Trump is more normal, more American, than we admit. He’s the hyper-American, unbridled by pretensions of pluralism or the manners and polish of colonnaded Washington, which have always been stage decoration to buffer the naked exercise of power anyway. Trump is more comfortable naked. He’s no fantasy. But he makes the American desire to live a fantasy entirely divorced from financial, moral, communal or global responsibilities possible. Watching and hearing him is repelling the way watching demagogues is always repelling (and fascinating) and in some regards dangerous, because he’s ignorant to an extent unseen in that office: that too is a form of literal exceptionalism.
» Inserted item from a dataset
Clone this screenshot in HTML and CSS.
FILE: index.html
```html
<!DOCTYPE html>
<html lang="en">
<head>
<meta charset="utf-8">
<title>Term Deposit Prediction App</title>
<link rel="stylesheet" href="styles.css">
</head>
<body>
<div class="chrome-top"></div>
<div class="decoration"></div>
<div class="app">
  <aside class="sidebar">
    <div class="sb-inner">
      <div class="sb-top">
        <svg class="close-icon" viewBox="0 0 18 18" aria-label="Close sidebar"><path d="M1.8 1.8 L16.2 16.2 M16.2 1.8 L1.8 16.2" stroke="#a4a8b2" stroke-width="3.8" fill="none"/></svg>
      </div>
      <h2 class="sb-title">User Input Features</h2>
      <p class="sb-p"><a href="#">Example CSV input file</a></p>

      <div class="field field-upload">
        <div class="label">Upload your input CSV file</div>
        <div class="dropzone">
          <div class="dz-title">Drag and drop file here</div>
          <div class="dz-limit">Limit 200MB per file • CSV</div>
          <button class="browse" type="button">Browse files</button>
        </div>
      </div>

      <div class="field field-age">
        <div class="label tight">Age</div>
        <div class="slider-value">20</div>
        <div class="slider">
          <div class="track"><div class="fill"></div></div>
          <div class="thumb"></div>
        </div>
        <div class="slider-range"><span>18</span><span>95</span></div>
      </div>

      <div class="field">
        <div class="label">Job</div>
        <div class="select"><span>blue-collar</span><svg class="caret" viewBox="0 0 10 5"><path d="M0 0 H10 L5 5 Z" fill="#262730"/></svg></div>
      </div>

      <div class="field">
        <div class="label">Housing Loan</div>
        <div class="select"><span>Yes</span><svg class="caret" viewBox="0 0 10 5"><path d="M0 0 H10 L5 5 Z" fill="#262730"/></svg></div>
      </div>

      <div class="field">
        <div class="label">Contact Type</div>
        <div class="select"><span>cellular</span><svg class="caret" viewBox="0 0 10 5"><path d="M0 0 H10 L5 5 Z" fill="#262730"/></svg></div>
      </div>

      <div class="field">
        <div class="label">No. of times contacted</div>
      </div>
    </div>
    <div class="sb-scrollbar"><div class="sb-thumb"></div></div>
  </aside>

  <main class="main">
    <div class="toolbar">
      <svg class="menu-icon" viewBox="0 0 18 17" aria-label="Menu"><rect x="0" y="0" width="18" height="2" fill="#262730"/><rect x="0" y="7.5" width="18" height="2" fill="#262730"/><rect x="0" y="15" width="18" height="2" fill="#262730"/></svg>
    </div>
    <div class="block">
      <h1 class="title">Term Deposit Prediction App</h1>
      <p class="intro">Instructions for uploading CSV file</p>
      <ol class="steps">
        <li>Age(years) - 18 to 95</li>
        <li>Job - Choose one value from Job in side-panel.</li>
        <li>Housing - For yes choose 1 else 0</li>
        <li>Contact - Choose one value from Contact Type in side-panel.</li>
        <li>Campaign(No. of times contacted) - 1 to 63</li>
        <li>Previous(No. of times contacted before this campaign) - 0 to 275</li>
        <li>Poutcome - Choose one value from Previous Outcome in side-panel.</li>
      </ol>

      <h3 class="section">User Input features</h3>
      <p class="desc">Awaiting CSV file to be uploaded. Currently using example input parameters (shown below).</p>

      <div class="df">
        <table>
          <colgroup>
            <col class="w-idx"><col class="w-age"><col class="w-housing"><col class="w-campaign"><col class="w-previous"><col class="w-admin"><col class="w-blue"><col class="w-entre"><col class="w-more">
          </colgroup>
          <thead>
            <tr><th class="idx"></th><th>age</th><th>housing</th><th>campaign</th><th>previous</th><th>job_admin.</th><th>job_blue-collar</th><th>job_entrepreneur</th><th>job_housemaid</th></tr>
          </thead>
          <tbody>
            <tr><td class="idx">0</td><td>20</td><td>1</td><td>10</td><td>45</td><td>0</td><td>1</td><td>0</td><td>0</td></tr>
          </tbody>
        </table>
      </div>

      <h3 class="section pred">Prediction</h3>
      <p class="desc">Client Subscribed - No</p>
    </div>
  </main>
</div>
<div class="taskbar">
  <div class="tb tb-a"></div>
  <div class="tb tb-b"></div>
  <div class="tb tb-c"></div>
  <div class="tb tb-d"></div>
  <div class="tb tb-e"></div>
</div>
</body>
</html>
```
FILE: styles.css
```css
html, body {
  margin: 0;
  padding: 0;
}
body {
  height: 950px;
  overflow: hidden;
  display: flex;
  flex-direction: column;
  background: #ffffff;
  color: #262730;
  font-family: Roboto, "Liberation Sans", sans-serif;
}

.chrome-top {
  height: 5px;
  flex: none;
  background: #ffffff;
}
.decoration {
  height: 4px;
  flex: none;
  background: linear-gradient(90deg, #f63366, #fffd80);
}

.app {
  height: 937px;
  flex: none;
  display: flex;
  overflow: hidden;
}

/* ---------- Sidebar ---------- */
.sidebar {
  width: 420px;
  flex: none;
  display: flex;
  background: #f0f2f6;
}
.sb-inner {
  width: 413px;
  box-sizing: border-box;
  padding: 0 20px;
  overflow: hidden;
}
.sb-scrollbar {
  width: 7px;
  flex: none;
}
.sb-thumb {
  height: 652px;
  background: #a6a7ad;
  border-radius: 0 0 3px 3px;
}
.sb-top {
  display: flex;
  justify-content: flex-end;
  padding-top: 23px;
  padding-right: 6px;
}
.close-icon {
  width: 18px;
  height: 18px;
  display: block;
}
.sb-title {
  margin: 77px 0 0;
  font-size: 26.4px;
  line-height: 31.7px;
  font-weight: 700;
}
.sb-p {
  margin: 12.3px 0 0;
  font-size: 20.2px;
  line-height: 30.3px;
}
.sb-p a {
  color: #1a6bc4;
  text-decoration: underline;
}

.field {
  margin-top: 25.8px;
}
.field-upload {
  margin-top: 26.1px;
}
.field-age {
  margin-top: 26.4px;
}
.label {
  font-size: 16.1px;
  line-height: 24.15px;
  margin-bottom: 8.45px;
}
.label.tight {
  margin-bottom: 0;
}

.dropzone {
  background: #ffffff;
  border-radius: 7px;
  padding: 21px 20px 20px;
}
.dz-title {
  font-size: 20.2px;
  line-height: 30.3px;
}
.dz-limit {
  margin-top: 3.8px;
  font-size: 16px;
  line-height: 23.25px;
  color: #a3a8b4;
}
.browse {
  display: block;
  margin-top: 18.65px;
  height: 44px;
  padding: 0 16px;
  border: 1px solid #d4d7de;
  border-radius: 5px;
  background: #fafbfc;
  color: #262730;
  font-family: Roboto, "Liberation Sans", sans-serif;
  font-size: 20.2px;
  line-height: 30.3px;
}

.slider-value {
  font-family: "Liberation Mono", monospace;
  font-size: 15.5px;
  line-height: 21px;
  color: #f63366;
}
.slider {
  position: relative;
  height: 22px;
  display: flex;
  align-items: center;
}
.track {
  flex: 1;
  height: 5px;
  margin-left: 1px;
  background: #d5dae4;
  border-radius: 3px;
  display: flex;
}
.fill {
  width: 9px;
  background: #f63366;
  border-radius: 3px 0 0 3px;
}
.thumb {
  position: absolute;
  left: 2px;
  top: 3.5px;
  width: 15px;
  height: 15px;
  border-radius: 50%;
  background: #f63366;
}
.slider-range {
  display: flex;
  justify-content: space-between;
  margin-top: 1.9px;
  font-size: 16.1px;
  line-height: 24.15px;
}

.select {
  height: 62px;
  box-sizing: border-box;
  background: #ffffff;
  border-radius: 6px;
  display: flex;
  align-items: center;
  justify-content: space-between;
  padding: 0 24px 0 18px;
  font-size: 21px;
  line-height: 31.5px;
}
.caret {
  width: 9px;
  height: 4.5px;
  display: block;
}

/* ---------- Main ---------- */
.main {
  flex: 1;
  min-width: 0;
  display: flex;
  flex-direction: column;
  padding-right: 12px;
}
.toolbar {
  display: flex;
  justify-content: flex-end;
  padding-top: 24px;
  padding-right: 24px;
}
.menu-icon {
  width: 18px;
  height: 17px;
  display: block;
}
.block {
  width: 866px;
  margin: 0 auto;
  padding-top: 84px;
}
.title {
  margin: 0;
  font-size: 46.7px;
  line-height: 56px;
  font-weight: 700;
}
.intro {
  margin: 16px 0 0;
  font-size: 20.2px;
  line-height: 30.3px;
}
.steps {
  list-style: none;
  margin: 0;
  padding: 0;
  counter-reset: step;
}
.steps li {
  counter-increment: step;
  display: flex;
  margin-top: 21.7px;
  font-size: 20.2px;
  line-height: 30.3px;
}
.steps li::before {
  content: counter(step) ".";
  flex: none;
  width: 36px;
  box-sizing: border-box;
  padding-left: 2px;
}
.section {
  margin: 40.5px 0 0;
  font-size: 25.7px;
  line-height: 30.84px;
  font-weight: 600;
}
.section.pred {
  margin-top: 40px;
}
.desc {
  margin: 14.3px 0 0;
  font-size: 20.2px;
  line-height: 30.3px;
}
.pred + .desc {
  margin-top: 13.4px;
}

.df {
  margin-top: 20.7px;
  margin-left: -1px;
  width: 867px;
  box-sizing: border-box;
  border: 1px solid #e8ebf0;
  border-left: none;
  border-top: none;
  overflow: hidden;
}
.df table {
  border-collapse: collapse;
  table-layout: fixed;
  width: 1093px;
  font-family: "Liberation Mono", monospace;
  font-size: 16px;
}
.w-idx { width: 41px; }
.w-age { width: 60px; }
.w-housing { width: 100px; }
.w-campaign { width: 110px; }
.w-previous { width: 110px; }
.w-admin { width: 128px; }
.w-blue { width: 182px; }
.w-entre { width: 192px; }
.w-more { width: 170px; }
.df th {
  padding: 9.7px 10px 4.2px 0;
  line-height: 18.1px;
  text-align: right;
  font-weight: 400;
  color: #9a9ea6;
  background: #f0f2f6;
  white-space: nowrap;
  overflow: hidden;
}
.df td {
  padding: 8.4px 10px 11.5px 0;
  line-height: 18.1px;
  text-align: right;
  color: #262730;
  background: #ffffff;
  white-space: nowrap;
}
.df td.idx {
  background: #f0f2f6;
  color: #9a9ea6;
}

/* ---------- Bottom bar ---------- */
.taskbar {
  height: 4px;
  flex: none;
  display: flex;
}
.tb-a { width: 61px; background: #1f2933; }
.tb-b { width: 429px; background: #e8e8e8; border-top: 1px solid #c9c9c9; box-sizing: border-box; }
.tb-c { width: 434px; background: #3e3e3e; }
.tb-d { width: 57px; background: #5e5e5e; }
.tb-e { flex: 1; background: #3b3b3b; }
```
But his dissociation from reality isn’t alien to most Americans familiar and comfortable in what Kurt Andersen calls “Fantasyland” in his latest book: “America was created by true believers and passionate dreamers, by hucksters and their suckers—which over the course of four centuries has made us susceptible to fantasy, as epitomized by everything from Salem hunting witches to Joseph Smith creating Mormonism, from P. T. Barnum to Henry David Thoreau to speaking in tongues, from Hollywood to Scientology to conspiracy theories, from Walt Disney to Billy Graham to Ronald Reagan to Oprah Winfrey to Donald Trump. In other words: mix epic individualism with extreme religion; mix show business with everything else; let all that steep and simmer for a few centuries; run it through the anything-goes 1960s and the Internet age; the result is the America we inhabit today, where reality and fantasy are weirdly and dangerously blurred and commingled.”
Then even Andersen falls for the Times trap of that dreamy headline: “I hope we’re only on a long temporary detour, that we’ll manage somehow to get back on track,” he writes, putting out a wish that contradicts the evidence of 400 pages to follow. We’re not on a detour. This is it, Jack. Kerouac is the fantasy. Trump is the real deal, though not, to be sure, in the way most people who wear his “Make America Great Again” caps and suck at the tits of his neo-fascism understand “real deal.”
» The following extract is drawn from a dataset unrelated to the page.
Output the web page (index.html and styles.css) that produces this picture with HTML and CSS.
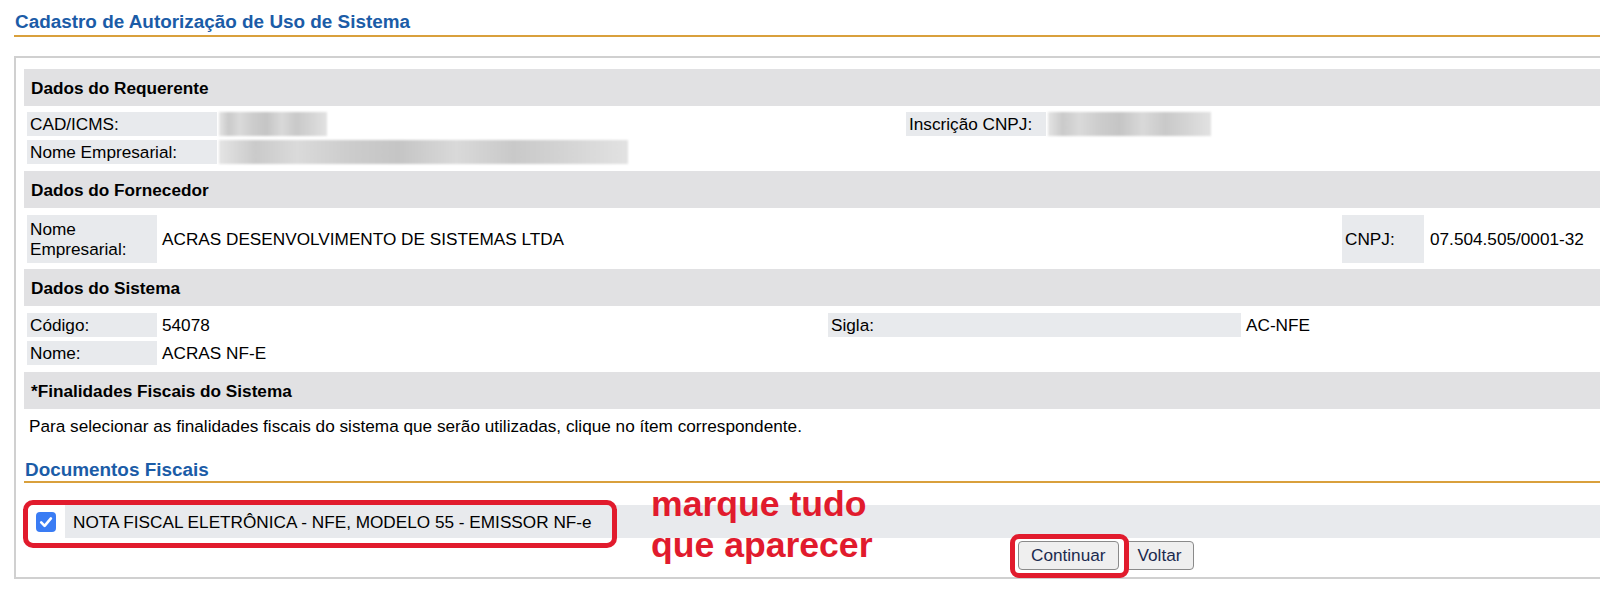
FILE: index.html
```html
<!DOCTYPE html>
<html lang="pt-BR">
<head>
<meta charset="utf-8">
<title>Cadastro de Autorização de Uso de Sistema</title>
<link rel="stylesheet" href="styles.css">
</head>
<body>
<div class="page">
  <h1 class="title">Cadastro de Autorização de Uso de Sistema</h1>
  <div class="panel">
    <section class="section">
      <div class="band">Dados do Requerente</div>
      <div class="rows grid-req">
        <div class="lbl">CAD/ICMS:</div>
        <div class="val blurcell"><span class="blur w-cad"></span></div>
        <div class="lbl">Inscrição CNPJ:</div>
        <div class="val blurcell"><span class="blur w-cnpj"></span></div>
        <div class="lbl">Nome Empresarial:</div>
        <div class="val blurcell"><span class="blur w-nome"></span></div>
      </div>
    </section>
    <section class="section">
      <div class="band">Dados do Fornecedor</div>
      <div class="rows grid-forn">
        <div class="lbl">Nome<br>Empresarial:</div>
        <div class="val">ACRAS DESENVOLVIMENTO DE SISTEMAS LTDA</div>
        <div class="lbl">CNPJ:</div>
        <div class="val val-cnpj">07.504.505/0001-32</div>
      </div>
    </section>
    <section class="section">
      <div class="band">Dados do Sistema</div>
      <div class="rows grid-sis">
        <div class="lbl">Código:</div>
        <div class="val">54078</div>
        <div class="lbl">Sigla:</div>
        <div class="val">AC-NFE</div>
        <div class="lbl">Nome:</div>
        <div class="val">ACRAS NF-E</div>
      </div>
    </section>
    <section class="section">
      <div class="band">*Finalidades Fiscais do Sistema</div>
      <p class="hint">Para selecionar as finalidades fiscais do sistema que serão utilizadas, clique no ítem correspondente.</p>
    </section>
    <h2 class="subtitle">Documentos Fiscais</h2>
    <div class="docwrap">
      <div class="docrow">
        <div class="chkcell">
          <span class="chk">
            <svg width="20" height="20" viewBox="0 0 20 20"><path d="M5.2 10.4 L8.6 13.8 L14.9 6.4" fill="none" stroke="#fff" stroke-width="2.6" stroke-linecap="round" stroke-linejoin="round"/></svg>
          </span>
        </div>
        <div class="doccell">NOTA FISCAL ELETRÔNICA - NFE, MODELO 55 - EMISSOR NF-e</div>
      </div>
      <span class="mark mark-doc"></span>
      <div class="note">marque tudo<br>que aparecer</div>
    </div>
    <div class="actions">
      <span class="btnwrap">
        <button class="btn" type="button">Continuar</button>
        <span class="mark mark-btn"></span>
      </span>
      <button class="btn" type="button">Voltar</button>
    </div>
  </div>
</div>
</body>
</html>
```

FILE: styles.css
```css
html, body {
  margin: 0;
  padding: 0;
  background: #ffffff;
}
body {
  overflow: hidden;
  font-family: "Liberation Sans", Arial, sans-serif;
  font-size: 17.2px;
  line-height: 20px;
  color: #000;
}
.page {
  padding-left: 14px;
}
.title {
  margin: 0;
  padding: 11px 0 2px 1px;
  font-size: 18.9px;
  line-height: 22px;
  font-weight: bold;
  color: #1b5ca7;
  border-bottom: 2px solid #d9a03c;
}
.panel {
  margin-top: 19px;
  border: 2px solid #d0d0d0;
  border-right: 0;
  padding: 11px 0 7px 8px;
}
.band {
  height: 37px;
  display: flex;
  align-items: center;
  padding-left: 7px;
  background: #e1e1e3;
  font-weight: bold;
}
.rows {
  display: grid;
  column-gap: 2px;
  row-gap: 4px;
  padding: 6px 0 7px 3px;
  grid-auto-rows: 24px;
}
.grid-req {
  grid-template-columns: 190px 685px 140px 1fr;
}
.grid-forn {
  grid-template-columns: 130px 1181px 82px 1fr;
  grid-auto-rows: 48px;
  padding-top: 7px;
  padding-bottom: 6px;
}
.grid-sis {
  grid-template-columns: 130px 667px 413px 1fr;
  padding-top: 7px;
}
.lbl {
  background: #e8eaed;
  padding-left: 3px;
  display: flex;
  align-items: center;
  white-space: nowrap;
}
.val {
  padding-left: 3px;
  display: flex;
  align-items: center;
  white-space: nowrap;
}
.val-cnpj {
  padding-left: 4px;
}
.blurcell {
  padding-left: 0;
  align-items: stretch;
}
.blur {
  display: block;
  height: 100%;
  background: linear-gradient(90deg, #e4e4e4 0%, #cacaca 9%, #dadada 19%, #cdcdcd 31%, #c5c5c5 44%, #d9d9d9 58%, #c9c9c9 72%, #d5d5d5 86%, #e2e2e2 100%);
  filter: blur(1px);
}
.w-cad { width: 108px; }
.w-cnpj { width: 163px; }
.w-nome { width: 409px; }
.hint {
  margin: 7px 0 0 2px;
  padding-left: 3px;
  line-height: 20px;
}
.subtitle {
  margin: 23px 0 0 0;
  padding-left: 1px;
  font-size: 18.9px;
  line-height: 22px;
  font-weight: bold;
  color: #1b5ca7;
  border-bottom: 2px solid #d9a03c;
}
.docwrap {
  position: relative;
  margin-top: 22px;
}
.docrow {
  display: flex;
  height: 33px;
}
.chkcell {
  width: 41px;
  display: flex;
  align-items: center;
  padding-left: 12px;
  box-sizing: border-box;
}
.chk {
  width: 20px;
  height: 20px;
  border-radius: 4px;
  background: #3a7cf4;
  display: block;
}
.chk svg {
  display: block;
}
.doccell {
  flex: 1;
  background: #e8eaed;
  display: flex;
  align-items: center;
  padding-left: 8px;
}
.mark {
  position: absolute;
  border: 5px solid #e11b2d;
  border-radius: 10px;
  box-sizing: border-box;
  pointer-events: none;
}
.mark-doc {
  left: -1px;
  top: -5px;
  width: 594px;
  height: 48px;
}
.note {
  position: absolute;
  left: 627px;
  top: -21px;
  font-size: 35.6px;
  line-height: 41px;
  font-weight: bold;
  color: #e11b2d;
  white-space: nowrap;
}
.actions {
  display: flex;
  gap: 6px;
  margin-top: 3px;
  padding-left: 994px;
}
.btnwrap {
  position: relative;
  display: flex;
}
.btn {
  height: 29px;
  padding: 0 12px;
  font-family: "Liberation Sans", Arial, sans-serif;
  font-size: 17.2px;
  color: #1b2a4e;
  background: #efefef;
  border: 1px solid #8a8a8a;
  border-radius: 4px;
}
.mark-btn {
  left: -8px;
  top: -7px;
  width: 119px;
  height: 44px;
  border-radius: 9px;
}
```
The day after that wishful headline about the four Republican musketeers the Times, hungover, ran a corrective story more accurately headlined “GOP Becomes Party of Trump, and Critics Give In or Give Up.” That’s more like it. In other words, “Everything is pointless.” To drill home the point for liberal meatheads like me, it ran another story almost as prominently demolishing the myth that John Kelly, the chief of staff once imagined to be a glimmer of moral conscience, is just another hack. Resistance is futile.
There may well be a time to love, a time to laugh, a time to make peace, dance and heal. But this is most definitely a time to weep, a time to mourn, a time of hate, and yes, a time to gather stones.